From Benchmark to Business Metric: Why Your AI Roadmap Needs Both
F1 scores don't convince executives. Support ticket deflection does. How to map offline evaluation metrics to business outcomes that fund your next AI feature.
The Exec Review That Killed the Roadmap
PM: "Our new AI feature achieved 94% accuracy on the benchmark."
CFO: "What does that mean for revenue?"
PM: "Well, users like accurate results..."
CFO: "Show me adoption, retention, or cost savings. Otherwise, we're not funding Q2."
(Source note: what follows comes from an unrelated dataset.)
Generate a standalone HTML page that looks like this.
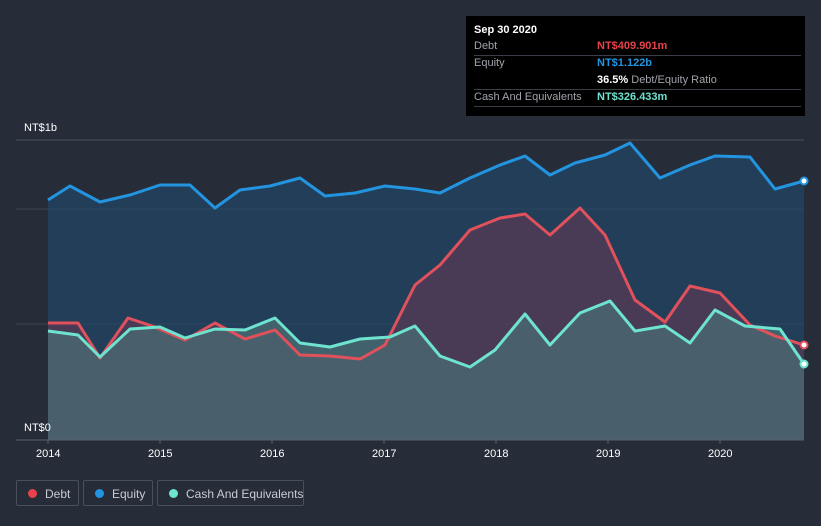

I've sat through this conversation a dozen times. The PM has a technically excellent feature. The exec team has a P&L to defend. And no one built the bridge from lab metrics to business value.
The Two-Metric System
Every AI feature needs two measurement layers:
Offline Metrics (can we build it?)
- Precision, recall, F1, accuracy
- Measured on locked evaluation datasets
- Answers: "Is the model good enough to ship?"
Business Metrics (should we build it?)
- Support ticket deflection, sales cycle time, NPS, ARR
- Measured in production with real users
- Answers: "Does this move a KPI the company cares about?"
The Gap: Most teams optimize offline metrics and hope business value follows. It rarely does.
How to Map Metrics (Before You Write Code)
Step 1: Start with the Business Outcome
Ask: "If this AI feature works perfectly, what changes?"
Examples:
- "Support tickets decrease" → measure ticket volume before/after
- "Sales reps close faster" → measure days from lead to close
- "Physicians save time" → measure hours spent on documentation
Step 2: Identify the Causal Path
Why would the AI feature cause that outcome?
Example (AI contract review):
- AI extracts risky clauses faster than manual review →
- Attorneys spend less time reading full contracts →
- Contract review cycle time decreases →
- Sales cycles shorten (legal review isn't the bottleneck)
Step 3: Define Success Criteria for Both Layers
| Layer | Metric | Target | How Measured |
|---|---|---|---|
| Offline | Clause extraction recall | >90% | Golden eval set (100 contracts) |
| Online | Attorney review time | -30% | Time tracking in contract management system |
| Business | Sales cycle time (legal phase) | -20% | CRM data (days in legal review stage) |
Why This Works: If offline metric hits 90%, but review time doesn't drop, you know the problem isn't model accuracy—it's workflow integration. You fix UX, not the model.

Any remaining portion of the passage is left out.